EXTRACTED INFORMATION:
□ □ □ □ □ □ □

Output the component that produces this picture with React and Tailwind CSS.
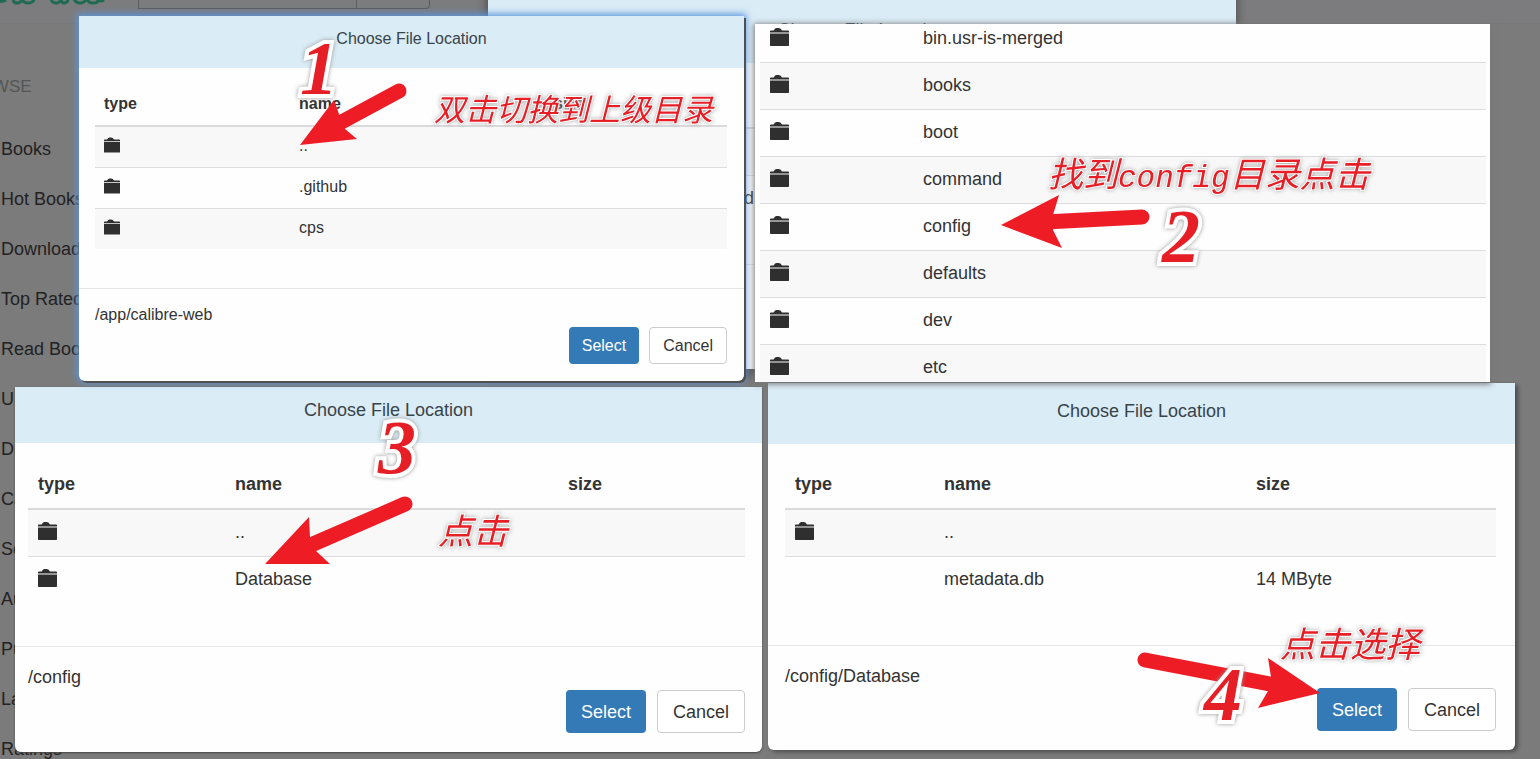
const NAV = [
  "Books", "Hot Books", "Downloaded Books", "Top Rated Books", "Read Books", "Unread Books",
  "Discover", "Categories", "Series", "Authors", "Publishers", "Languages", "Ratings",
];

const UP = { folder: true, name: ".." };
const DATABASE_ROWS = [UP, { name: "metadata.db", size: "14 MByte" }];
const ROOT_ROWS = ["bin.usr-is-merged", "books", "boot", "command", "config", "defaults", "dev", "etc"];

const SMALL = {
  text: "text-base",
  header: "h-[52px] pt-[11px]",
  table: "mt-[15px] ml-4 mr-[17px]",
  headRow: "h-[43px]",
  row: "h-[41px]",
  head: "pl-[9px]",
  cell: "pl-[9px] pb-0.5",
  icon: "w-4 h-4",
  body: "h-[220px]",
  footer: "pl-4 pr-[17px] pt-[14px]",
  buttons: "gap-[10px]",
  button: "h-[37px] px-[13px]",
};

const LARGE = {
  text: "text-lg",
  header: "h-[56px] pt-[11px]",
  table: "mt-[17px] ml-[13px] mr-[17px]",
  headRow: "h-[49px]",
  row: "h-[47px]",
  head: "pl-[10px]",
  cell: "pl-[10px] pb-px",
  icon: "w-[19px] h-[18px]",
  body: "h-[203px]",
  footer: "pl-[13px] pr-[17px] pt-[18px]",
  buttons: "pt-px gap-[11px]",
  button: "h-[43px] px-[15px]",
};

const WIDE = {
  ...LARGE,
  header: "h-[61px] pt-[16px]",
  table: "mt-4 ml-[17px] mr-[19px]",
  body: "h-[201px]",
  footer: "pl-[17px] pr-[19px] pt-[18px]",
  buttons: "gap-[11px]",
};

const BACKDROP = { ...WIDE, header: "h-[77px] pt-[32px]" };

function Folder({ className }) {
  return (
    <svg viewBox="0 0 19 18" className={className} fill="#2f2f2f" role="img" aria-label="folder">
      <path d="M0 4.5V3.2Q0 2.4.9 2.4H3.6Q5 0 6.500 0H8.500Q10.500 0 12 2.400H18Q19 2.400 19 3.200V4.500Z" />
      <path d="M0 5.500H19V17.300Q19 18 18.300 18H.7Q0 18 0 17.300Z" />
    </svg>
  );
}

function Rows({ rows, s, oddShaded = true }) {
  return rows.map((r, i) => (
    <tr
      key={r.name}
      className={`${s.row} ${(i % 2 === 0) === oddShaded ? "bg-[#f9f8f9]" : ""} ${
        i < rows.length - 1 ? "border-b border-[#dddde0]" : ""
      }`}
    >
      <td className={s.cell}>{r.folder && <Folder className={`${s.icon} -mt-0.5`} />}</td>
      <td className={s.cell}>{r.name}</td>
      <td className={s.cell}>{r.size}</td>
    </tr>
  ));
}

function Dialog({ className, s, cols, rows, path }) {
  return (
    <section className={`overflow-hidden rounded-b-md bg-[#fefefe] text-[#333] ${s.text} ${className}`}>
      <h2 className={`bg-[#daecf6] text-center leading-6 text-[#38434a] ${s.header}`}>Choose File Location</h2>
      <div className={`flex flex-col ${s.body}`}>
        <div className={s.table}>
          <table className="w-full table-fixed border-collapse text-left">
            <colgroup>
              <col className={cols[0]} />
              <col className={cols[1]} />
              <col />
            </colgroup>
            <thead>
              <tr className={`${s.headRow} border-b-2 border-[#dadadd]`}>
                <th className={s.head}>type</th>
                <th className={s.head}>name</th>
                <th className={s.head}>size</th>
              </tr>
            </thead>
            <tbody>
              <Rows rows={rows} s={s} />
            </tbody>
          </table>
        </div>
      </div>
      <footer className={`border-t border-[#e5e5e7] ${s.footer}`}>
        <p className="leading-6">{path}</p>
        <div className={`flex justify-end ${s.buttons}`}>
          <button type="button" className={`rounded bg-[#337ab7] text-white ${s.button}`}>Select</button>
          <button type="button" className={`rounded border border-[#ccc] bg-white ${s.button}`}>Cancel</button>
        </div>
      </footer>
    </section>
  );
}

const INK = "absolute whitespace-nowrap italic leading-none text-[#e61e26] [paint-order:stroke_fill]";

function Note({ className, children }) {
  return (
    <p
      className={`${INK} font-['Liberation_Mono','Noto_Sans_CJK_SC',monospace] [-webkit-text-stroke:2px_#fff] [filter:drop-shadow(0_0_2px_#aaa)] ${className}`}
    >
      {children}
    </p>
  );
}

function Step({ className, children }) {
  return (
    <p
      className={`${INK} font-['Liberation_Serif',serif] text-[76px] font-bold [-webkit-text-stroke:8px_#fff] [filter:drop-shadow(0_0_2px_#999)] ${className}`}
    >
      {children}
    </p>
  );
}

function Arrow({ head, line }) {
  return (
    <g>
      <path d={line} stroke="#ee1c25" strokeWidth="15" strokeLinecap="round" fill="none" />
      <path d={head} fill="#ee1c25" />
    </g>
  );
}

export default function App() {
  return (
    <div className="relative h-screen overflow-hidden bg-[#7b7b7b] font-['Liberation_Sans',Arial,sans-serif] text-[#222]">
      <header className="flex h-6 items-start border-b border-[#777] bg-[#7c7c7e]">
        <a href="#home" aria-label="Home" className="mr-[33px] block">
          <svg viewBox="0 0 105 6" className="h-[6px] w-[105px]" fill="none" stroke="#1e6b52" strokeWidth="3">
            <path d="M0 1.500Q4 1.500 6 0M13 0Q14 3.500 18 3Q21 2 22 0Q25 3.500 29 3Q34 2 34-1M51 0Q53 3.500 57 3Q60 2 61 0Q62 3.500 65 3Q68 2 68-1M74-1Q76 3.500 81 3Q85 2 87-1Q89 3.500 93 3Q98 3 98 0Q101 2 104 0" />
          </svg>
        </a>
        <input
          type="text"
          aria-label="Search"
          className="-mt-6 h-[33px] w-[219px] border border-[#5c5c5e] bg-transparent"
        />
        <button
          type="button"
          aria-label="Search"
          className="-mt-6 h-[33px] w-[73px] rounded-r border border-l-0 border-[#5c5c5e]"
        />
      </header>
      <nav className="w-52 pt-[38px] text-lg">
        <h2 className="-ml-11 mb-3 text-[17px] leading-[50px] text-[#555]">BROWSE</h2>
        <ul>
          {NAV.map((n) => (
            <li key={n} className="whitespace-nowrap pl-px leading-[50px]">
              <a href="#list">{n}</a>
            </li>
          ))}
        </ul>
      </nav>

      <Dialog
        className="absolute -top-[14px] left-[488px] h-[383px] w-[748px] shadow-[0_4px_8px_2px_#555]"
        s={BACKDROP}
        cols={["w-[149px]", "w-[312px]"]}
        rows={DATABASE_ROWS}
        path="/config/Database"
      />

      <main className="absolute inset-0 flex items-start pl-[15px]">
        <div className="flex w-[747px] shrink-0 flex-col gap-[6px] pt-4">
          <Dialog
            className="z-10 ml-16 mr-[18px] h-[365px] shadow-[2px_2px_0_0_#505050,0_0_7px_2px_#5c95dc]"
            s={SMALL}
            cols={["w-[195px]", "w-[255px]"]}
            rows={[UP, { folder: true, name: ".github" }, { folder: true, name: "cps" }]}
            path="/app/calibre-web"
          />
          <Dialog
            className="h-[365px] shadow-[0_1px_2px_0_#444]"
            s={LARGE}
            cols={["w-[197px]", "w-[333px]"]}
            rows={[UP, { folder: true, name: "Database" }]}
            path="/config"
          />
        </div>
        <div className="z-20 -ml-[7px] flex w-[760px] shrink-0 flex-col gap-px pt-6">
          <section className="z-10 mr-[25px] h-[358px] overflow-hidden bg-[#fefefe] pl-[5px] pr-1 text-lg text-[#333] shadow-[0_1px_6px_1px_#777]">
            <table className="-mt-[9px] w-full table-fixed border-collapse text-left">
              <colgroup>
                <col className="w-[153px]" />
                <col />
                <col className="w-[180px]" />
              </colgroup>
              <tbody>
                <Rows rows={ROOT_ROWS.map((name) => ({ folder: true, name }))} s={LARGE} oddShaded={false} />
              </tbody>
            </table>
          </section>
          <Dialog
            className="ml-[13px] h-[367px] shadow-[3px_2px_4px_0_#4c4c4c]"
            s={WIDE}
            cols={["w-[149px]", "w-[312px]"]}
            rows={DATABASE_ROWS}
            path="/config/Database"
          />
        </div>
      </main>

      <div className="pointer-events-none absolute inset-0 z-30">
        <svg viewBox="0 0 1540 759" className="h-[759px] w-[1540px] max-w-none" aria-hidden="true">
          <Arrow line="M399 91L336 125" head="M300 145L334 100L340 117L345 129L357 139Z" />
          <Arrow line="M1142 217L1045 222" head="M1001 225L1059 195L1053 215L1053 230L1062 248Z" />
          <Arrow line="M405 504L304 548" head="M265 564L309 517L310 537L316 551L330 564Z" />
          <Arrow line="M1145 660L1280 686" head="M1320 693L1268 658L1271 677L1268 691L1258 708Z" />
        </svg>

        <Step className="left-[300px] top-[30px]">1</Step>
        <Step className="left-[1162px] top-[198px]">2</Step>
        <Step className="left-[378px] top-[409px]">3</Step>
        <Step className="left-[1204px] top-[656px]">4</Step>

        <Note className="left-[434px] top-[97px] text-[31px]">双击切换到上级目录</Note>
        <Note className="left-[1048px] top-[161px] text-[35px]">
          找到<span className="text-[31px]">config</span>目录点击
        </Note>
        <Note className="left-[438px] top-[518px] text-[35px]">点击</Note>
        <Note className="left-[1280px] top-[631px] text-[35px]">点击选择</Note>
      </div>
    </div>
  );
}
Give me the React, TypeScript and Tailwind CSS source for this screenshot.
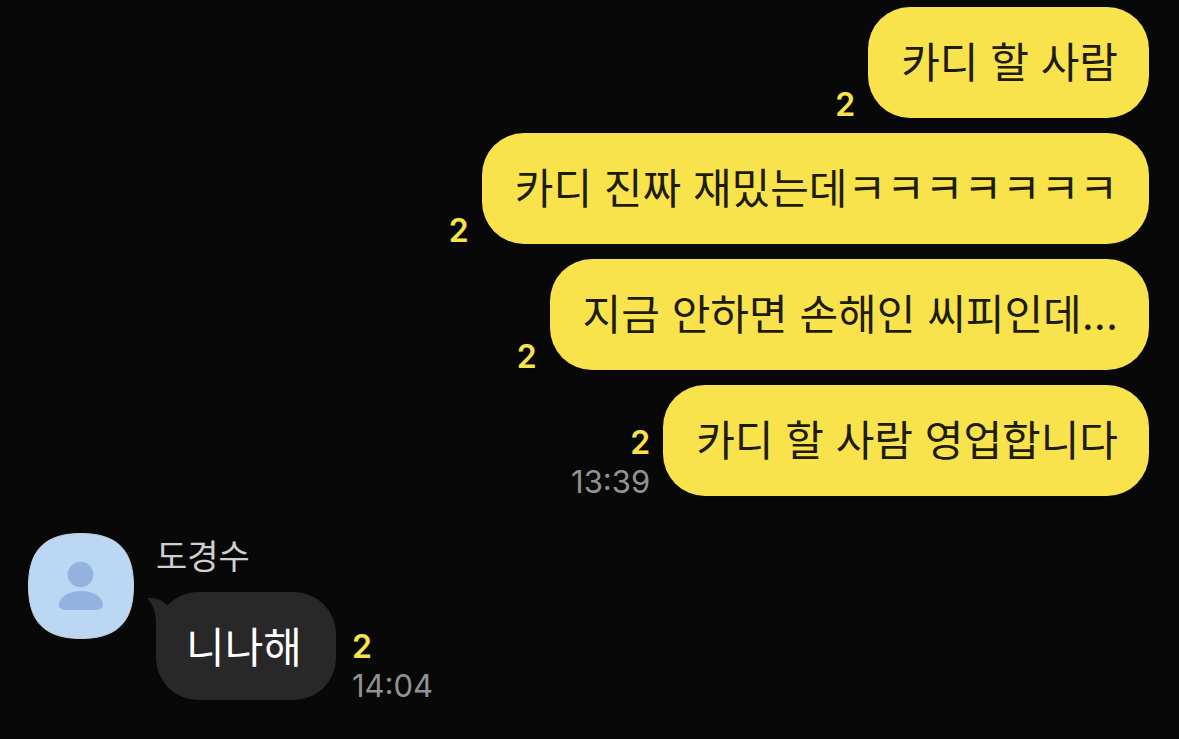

□ □ □ □ □ □ □

SHORT PROBLEM: Wherever a line in the data above holds "this", copy that line.

RESULT:
Output the component that produces this picture with React and Tailwind CSS.
Give me the React, TypeScript and Tailwind CSS source for this screenshot.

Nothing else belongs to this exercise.